Task to carry out
Repeat the full listing below verbatim and keep the images out.
↓
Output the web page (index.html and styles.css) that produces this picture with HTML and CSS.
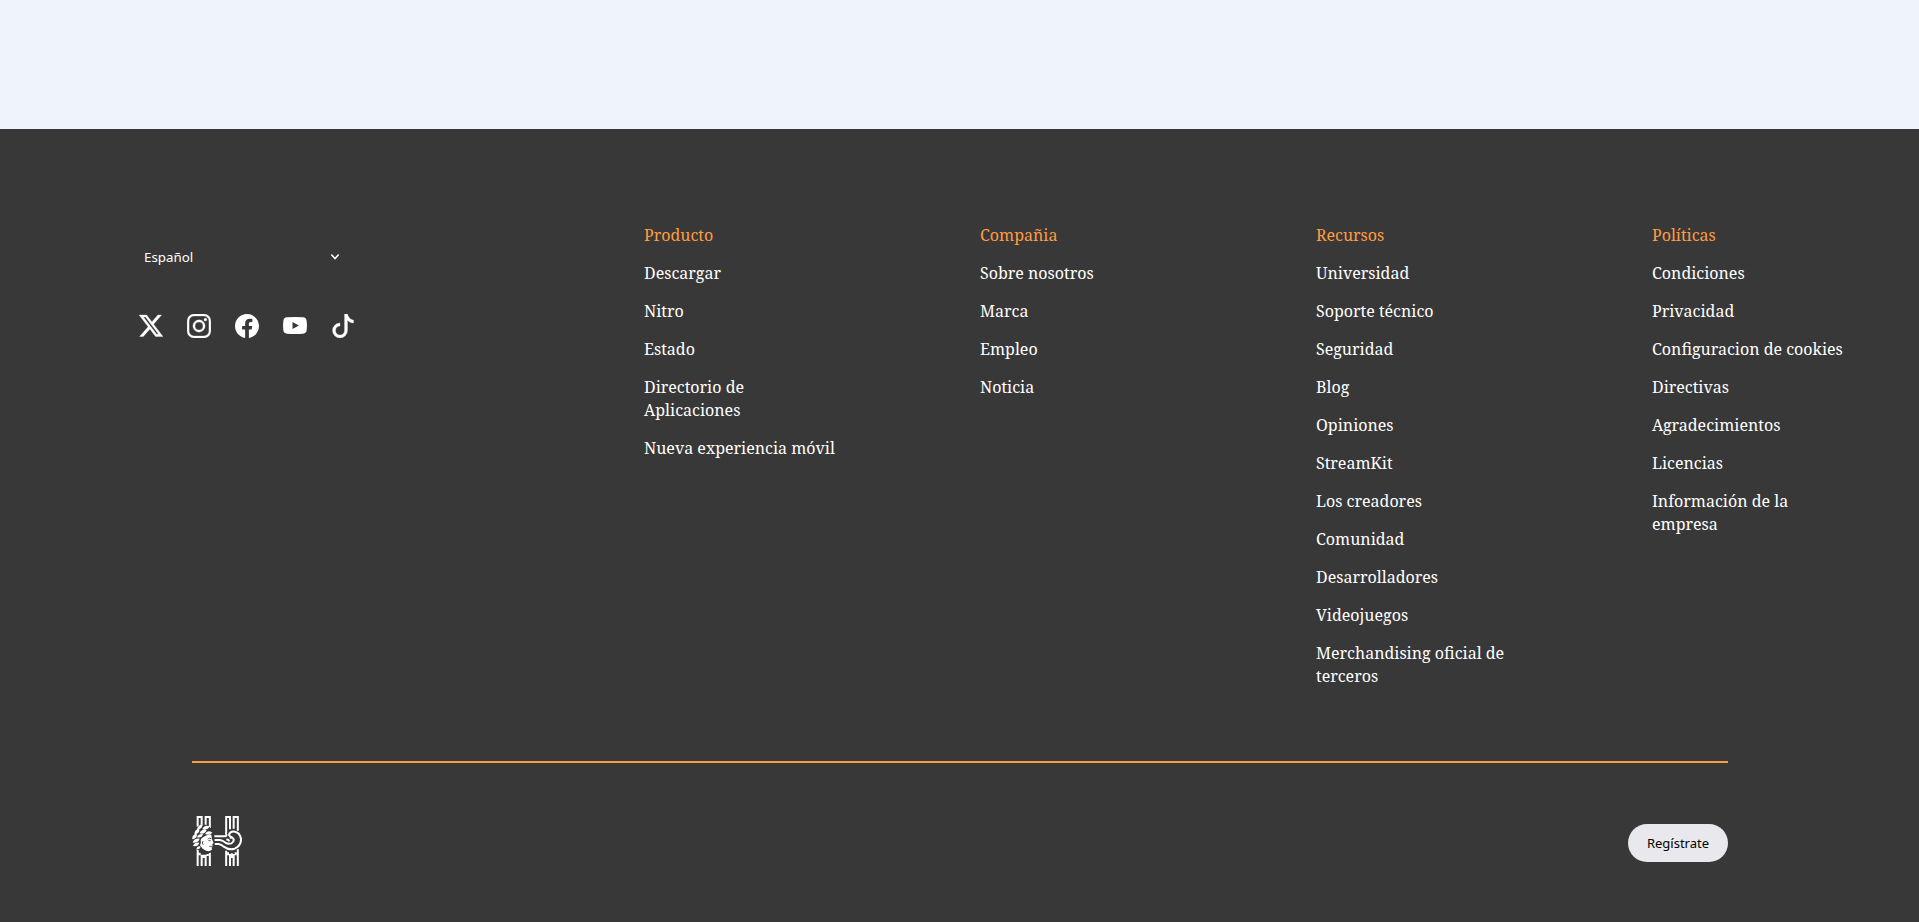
FILE: index.html
```html
<!DOCTYPE html>
<html lang="es">
<head>
<meta charset="utf-8">
<title>Pie de página</title>
<link rel="stylesheet" href="styles.css">
</head>
<body>
<main class="page-end"></main>
<footer class="footer">
  <div class="footer-top">
    <div class="footer-side">
      <div class="language">
        <span>Español</span>
        <svg class="chevron" viewBox="0 0 10 8"><path d="M1.3 1.6 5 5.6 8.7 1.6"/></svg>
      </div>
      <div class="social">
        <svg viewBox="1.1 1.3 21.8 21.8"><path stroke="#fff" stroke-width=".3" d="M18.244 2.25h3.308l-7.227 8.260 8.502 11.240H16.170l-5.214-6.817L4.990 21.750H1.680l7.730-8.835L1.254 2.250H8.080l4.713 6.231zm-1.161 17.520h1.833L7.084 4.126H5.117z"/></svg>
        <svg viewBox="0 0 24 24"><path fill-rule="evenodd" stroke="#fff" stroke-width=".25" d="M7 .1h10a6.900 6.900 0 0 1 6.900 6.900v10a6.900 6.900 0 0 1-6.900 6.900H7a6.900 6.900 0 0 1-6.900-6.900V7A6.900 6.900 0 0 1 7 .1zm0 2A4.900 4.900 0 0 0 2.100 7v10A4.900 4.900 0 0 0 7 21.900h10a4.900 4.900 0 0 0 4.900-4.900V7A4.900 4.900 0 0 0 17 2.100zM12 5.840a6.160 6.160 0 1 1 0 12.320 6.160 6.160 0 0 1 0-12.320zM12 8a4 4 0 1 0 0 8 4 4 0 0 0 0-8zM18.400 4.200a1.440 1.440 0 1 1 0 2.880 1.440 1.440 0 0 1 0-2.880z"/></svg>
        <svg viewBox="0 0 24 24"><path d="M24 12.073C24 5.405 18.627 0 12 0S0 5.405 0 12.073C0 18.100 4.388 23.094 10.125 24v-8.437H7.078v-3.490h3.047V9.413c0-3.026 1.792-4.697 4.533-4.697 1.312 0 2.686.236 2.686.236v2.971H15.830c-1.491 0-1.956.930-1.956 1.886v2.264h3.328l-.532 3.490h-2.796V24C19.612 23.094 24 18.100 24 12.073z"/></svg>
        <svg viewBox="0 0 24 24"><path fill-rule="evenodd" d="M4 3.300Q12 2.700 20 3.300 23.300 3.600 23.600 6.800 24.300 11.800 23.600 16.600 23.200 19.400 20 19.700 12 20.300 4 19.700.8 19.400.4 16.600-.3 11.800.4 6.800.7 3.600 4 3.300zM9.500 7.900v7.200L15.900 11.500z"/></svg>
        <svg viewBox="0 0 16 16"><path stroke="#fff" stroke-width=".15" d="M9 0h1.980c.144.715.540 1.617 1.235 2.512C12.895 3.389 13.797 4 15 4v2c-1.753 0-3.070-.814-4-1.829V11a5 5 0 1 1-5-5v2a3 3 0 1 0 3 3z"/></svg>
      </div>
    </div>
    <nav class="columns">
      <ul class="column"><li class="heading">Producto</li><li>Descargar</li><li>Nitro</li><li>Estado</li><li>Directorio de Aplicaciones</li><li>Nueva experiencia móvil</li></ul>
      <ul class="column"><li class="heading">Compañia</li><li>Sobre nosotros</li><li>Marca</li><li>Empleo</li><li>Noticia</li></ul>
      <ul class="column"><li class="heading">Recursos</li><li>Universidad</li><li>Soporte técnico</li><li>Seguridad</li><li>Blog</li><li>Opiniones</li><li>StreamKit</li><li>Los creadores</li><li>Comunidad</li><li>Desarrolladores</li><li>Videojuegos</li><li>Merchandising oficial de terceros</li></ul>
      <ul class="column"><li class="heading">Políticas</li><li>Condiciones</li><li>Privacidad</li><li>Configuracion de cookies</li><li>Directivas</li><li>Agradecimientos</li><li>Licencias</li><li>Información de la empresa</li></ul>
    </nav>
  </div>
  <div class="footer-bottom">
    <svg class="logo" viewBox="36 48 150 150">
      <!-- pillars -->
      <g class="line">
        <path d="M53 80V51H65V74M77 74V51H89.500V84M53 198V148M65 198V164M77 198V164M89.500 198V152M59 158V166M71 164V174M83 162V168"/>
        <path d="M138.500 98V51H150V88M161 86V51H173.500V92M138.500 198V152M150 198V162M161 198V162M173.500 198V148M144 157V166M155.500 160V174M167 157V166"/>
      </g>
      <!-- scroll linking both pillars -->
      <path class="gap" d="M98 124H120Q132 126 140 132C164 144 178 128 174 110Q168 97 154 101Q146 109 154 116Q160 126 148 126Q136 126 128 117L98 114"/>
      <g class="line">
        <path d="M96 109H134Q142 109 138 101V97M96 120H120Q129 121 136 128Q145 133 154 130Q164 125 160 116Q153 108 151 116M96 132H116Q124 133 131 140Q146 151 164 146Q184 137 183 117Q180 98 165 95Q150 93 147 105Q149 111 157 112M139 119Q145 118 148 124"/>
      </g>
      <!-- laurelled head -->
      <path class="gap" d="M45 90Q56 76 78 78Q94 84 100 102L102 134L94 155Q74 162 58 148Q40 142 40 116z"/>
      <path class="solid" d="M65 115Q74 107 88 103L94 104 96 118 101 129 97 132 98 139 95 143 96 149Q88 156 78 152L68 146 60 136Q64 128 62 120z"/>
      <g class="solid">
        <path d="M51 89Q53 75 68 73Q68 87 51 89zM67 88Q72 73 89 79Q83 92 67 88zM43 103Q44 87 58 87Q60 101 43 103zM59 100Q63 86 80 90Q75 104 59 100zM75 102Q83 88 97 98Q89 107 75 102zM37 118Q35 103 50 101Q54 115 37 118zM51 112Q54 101 69 102Q66 115 51 112zM38 128Q42 114 59 116Q56 129 38 128zM39 138Q44 126 58 128Q54 141 39 138zM49 148Q51 137 61 139Q63 147 49 148z"/>
      </g>
      <path class="detail" d="M83 117Q88 113 94 116M85 122H92M88 139H97M69 123Q64 130 70 135"/>
    </svg>
    <button class="signup">Regístrate</button>
  </div>
</footer>
</body>
</html>
```
FILE: styles.css
```css
* { box-sizing: border-box; }
body { margin: 0; height: 922px; overflow: hidden; background: #383838; }
.page-end { height: 129px; background: #eff3fc; }
.footer { height: 793px; background: #383838; color: #fff; font-family: "Noto Serif", "Liberation Serif", serif; font-size: 16px; }
.footer-top { display: flex; height: 632px; padding-top: 94.500px; }
.footer-side { width: 644px; padding: 23px 0 0 139px; }
.language { display: flex; align-items: center; justify-content: space-between; width: 196px; height: 20px; margin-left: 5px; font: 13.333px/20px "Noto Sans", sans-serif; }
.chevron { width: 10px; height: 8px; fill: none; stroke: #fff; stroke-width: 1.5; }
.social { display: flex; gap: 24px; margin-top: 47px; }
.social svg { width: 24px; height: 24px; fill: #fff; }
.columns { display: flex; gap: 136px; }
.column { display: flex; flex-direction: column; gap: 15px; width: 200px; margin: 0; padding: 0; list-style: none; line-height: 23px; }
.heading { color: #ff9c41; }
.footer-bottom { display: flex; align-items: flex-start; justify-content: space-between; width: 1536px; margin: 0 auto; padding-top: 53px; border-top: 2px solid #ff9c41; }
.logo { width: 50px; height: 50px; }
.line { fill: none; stroke: #fff; stroke-width: 6; }
.gap { fill: #383838; stroke: #383838; stroke-width: 5; }
.solid { fill: #fff; }
.detail { fill: none; stroke: #383838; stroke-width: 2.5; }
.signup { width: 100px; height: 38px; margin-top: 8px; padding: 0 0 0 1px; border: 0; border-radius: 19px; background: #e9e9ed; color: #000; font: 13px "Noto Sans", sans-serif; }
```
↑
Final answer
Output the web page (index.html and styles.css) that produces this picture with HTML and CSS.
FILE: index.html
```html
<!DOCTYPE html>
<html lang="es">
<head>
<meta charset="utf-8">
<title>Pie de página</title>
<link rel="stylesheet" href="styles.css">
</head>
<body>
<main class="page-end"></main>
<footer class="footer">
  <div class="footer-top">
    <div class="footer-side">
      <div class="language">
        <span>Español</span>
        <svg class="chevron" viewBox="0 0 10 8"><path d="M1.3 1.6 5 5.6 8.7 1.6"/></svg>
      </div>
      <div class="social">
        <svg viewBox="1.1 1.3 21.8 21.8"><path stroke="#fff" stroke-width=".3" d="M18.244 2.25h3.308l-7.227 8.260 8.502 11.240H16.170l-5.214-6.817L4.990 21.750H1.680l7.730-8.835L1.254 2.250H8.080l4.713 6.231zm-1.161 17.520h1.833L7.084 4.126H5.117z"/></svg>
        <svg viewBox="0 0 24 24"><path fill-rule="evenodd" stroke="#fff" stroke-width=".25" d="M7 .1h10a6.900 6.900 0 0 1 6.900 6.900v10a6.900 6.900 0 0 1-6.900 6.900H7a6.900 6.900 0 0 1-6.900-6.900V7A6.900 6.900 0 0 1 7 .1zm0 2A4.900 4.900 0 0 0 2.100 7v10A4.900 4.900 0 0 0 7 21.900h10a4.900 4.900 0 0 0 4.900-4.900V7A4.900 4.900 0 0 0 17 2.100zM12 5.840a6.160 6.160 0 1 1 0 12.320 6.160 6.160 0 0 1 0-12.320zM12 8a4 4 0 1 0 0 8 4 4 0 0 0 0-8zM18.400 4.200a1.440 1.440 0 1 1 0 2.880 1.440 1.440 0 0 1 0-2.880z"/></svg>
        <svg viewBox="0 0 24 24"><path d="M24 12.073C24 5.405 18.627 0 12 0S0 5.405 0 12.073C0 18.100 4.388 23.094 10.125 24v-8.437H7.078v-3.490h3.047V9.413c0-3.026 1.792-4.697 4.533-4.697 1.312 0 2.686.236 2.686.236v2.971H15.830c-1.491 0-1.956.930-1.956 1.886v2.264h3.328l-.532 3.490h-2.796V24C19.612 23.094 24 18.100 24 12.073z"/></svg>
        <svg viewBox="0 0 24 24"><path fill-rule="evenodd" d="M4 3.300Q12 2.700 20 3.300 23.300 3.600 23.600 6.800 24.300 11.800 23.600 16.600 23.200 19.400 20 19.700 12 20.300 4 19.700.8 19.400.4 16.600-.3 11.800.4 6.800.7 3.600 4 3.300zM9.500 7.900v7.200L15.900 11.500z"/></svg>
        <svg viewBox="0 0 16 16"><path stroke="#fff" stroke-width=".15" d="M9 0h1.980c.144.715.540 1.617 1.235 2.512C12.895 3.389 13.797 4 15 4v2c-1.753 0-3.070-.814-4-1.829V11a5 5 0 1 1-5-5v2a3 3 0 1 0 3 3z"/></svg>
      </div>
    </div>
    <nav class="columns">
      <ul class="column"><li class="heading">Producto</li><li>Descargar</li><li>Nitro</li><li>Estado</li><li>Directorio de Aplicaciones</li><li>Nueva experiencia móvil</li></ul>
      <ul class="column"><li class="heading">Compañia</li><li>Sobre nosotros</li><li>Marca</li><li>Empleo</li><li>Noticia</li></ul>
      <ul class="column"><li class="heading">Recursos</li><li>Universidad</li><li>Soporte técnico</li><li>Seguridad</li><li>Blog</li><li>Opiniones</li><li>StreamKit</li><li>Los creadores</li><li>Comunidad</li><li>Desarrolladores</li><li>Videojuegos</li><li>Merchandising oficial de terceros</li></ul>
      <ul class="column"><li class="heading">Políticas</li><li>Condiciones</li><li>Privacidad</li><li>Configuracion de cookies</li><li>Directivas</li><li>Agradecimientos</li><li>Licencias</li><li>Información de la empresa</li></ul>
    </nav>
  </div>
  <div class="footer-bottom">
    <svg class="logo" viewBox="36 48 150 150">
      <!-- pillars -->
      <g class="line">
        <path d="M53 80V51H65V74M77 74V51H89.500V84M53 198V148M65 198V164M77 198V164M89.500 198V152M59 158V166M71 164V174M83 162V168"/>
        <path d="M138.500 98V51H150V88M161 86V51H173.500V92M138.500 198V152M150 198V162M161 198V162M173.500 198V148M144 157V166M155.500 160V174M167 157V166"/>
      </g>
      <!-- scroll linking both pillars -->
      <path class="gap" d="M98 124H120Q132 126 140 132C164 144 178 128 174 110Q168 97 154 101Q146 109 154 116Q160 126 148 126Q136 126 128 117L98 114"/>
      <g class="line">
        <path d="M96 109H134Q142 109 138 101V97M96 120H120Q129 121 136 128Q145 133 154 130Q164 125 160 116Q153 108 151 116M96 132H116Q124 133 131 140Q146 151 164 146Q184 137 183 117Q180 98 165 95Q150 93 147 105Q149 111 157 112M139 119Q145 118 148 124"/>
      </g>
      <!-- laurelled head -->
      <path class="gap" d="M45 90Q56 76 78 78Q94 84 100 102L102 134L94 155Q74 162 58 148Q40 142 40 116z"/>
      <path class="solid" d="M65 115Q74 107 88 103L94 104 96 118 101 129 97 132 98 139 95 143 96 149Q88 156 78 152L68 146 60 136Q64 128 62 120z"/>
      <g class="solid">
        <path d="M51 89Q53 75 68 73Q68 87 51 89zM67 88Q72 73 89 79Q83 92 67 88zM43 103Q44 87 58 87Q60 101 43 103zM59 100Q63 86 80 90Q75 104 59 100zM75 102Q83 88 97 98Q89 107 75 102zM37 118Q35 103 50 101Q54 115 37 118zM51 112Q54 101 69 102Q66 115 51 112zM38 128Q42 114 59 116Q56 129 38 128zM39 138Q44 126 58 128Q54 141 39 138zM49 148Q51 137 61 139Q63 147 49 148z"/>
      </g>
      <path class="detail" d="M83 117Q88 113 94 116M85 122H92M88 139H97M69 123Q64 130 70 135"/>
    </svg>
    <button class="signup">Regístrate</button>
  </div>
</footer>
</body>
</html>
```
FILE: styles.css
```css
* { box-sizing: border-box; }
body { margin: 0; height: 922px; overflow: hidden; background: #383838; }
.page-end { height: 129px; background: #eff3fc; }
.footer { height: 793px; background: #383838; color: #fff; font-family: "Noto Serif", "Liberation Serif", serif; font-size: 16px; }
.footer-top { display: flex; height: 632px; padding-top: 94.500px; }
.footer-side { width: 644px; padding: 23px 0 0 139px; }
.language { display: flex; align-items: center; justify-content: space-between; width: 196px; height: 20px; margin-left: 5px; font: 13.333px/20px "Noto Sans", sans-serif; }
.chevron { width: 10px; height: 8px; fill: none; stroke: #fff; stroke-width: 1.5; }
.social { display: flex; gap: 24px; margin-top: 47px; }
.social svg { width: 24px; height: 24px; fill: #fff; }
.columns { display: flex; gap: 136px; }
.column { display: flex; flex-direction: column; gap: 15px; width: 200px; margin: 0; padding: 0; list-style: none; line-height: 23px; }
.heading { color: #ff9c41; }
.footer-bottom { display: flex; align-items: flex-start; justify-content: space-between; width: 1536px; margin: 0 auto; padding-top: 53px; border-top: 2px solid #ff9c41; }
.logo { width: 50px; height: 50px; }
.line { fill: none; stroke: #fff; stroke-width: 6; }
.gap { fill: #383838; stroke: #383838; stroke-width: 5; }
.solid { fill: #fff; }
.detail { fill: none; stroke: #383838; stroke-width: 2.5; }
.signup { width: 100px; height: 38px; margin-top: 8px; padding: 0 0 0 1px; border: 0; border-radius: 19px; background: #e9e9ed; color: #000; font: 13px "Noto Sans", sans-serif; }
```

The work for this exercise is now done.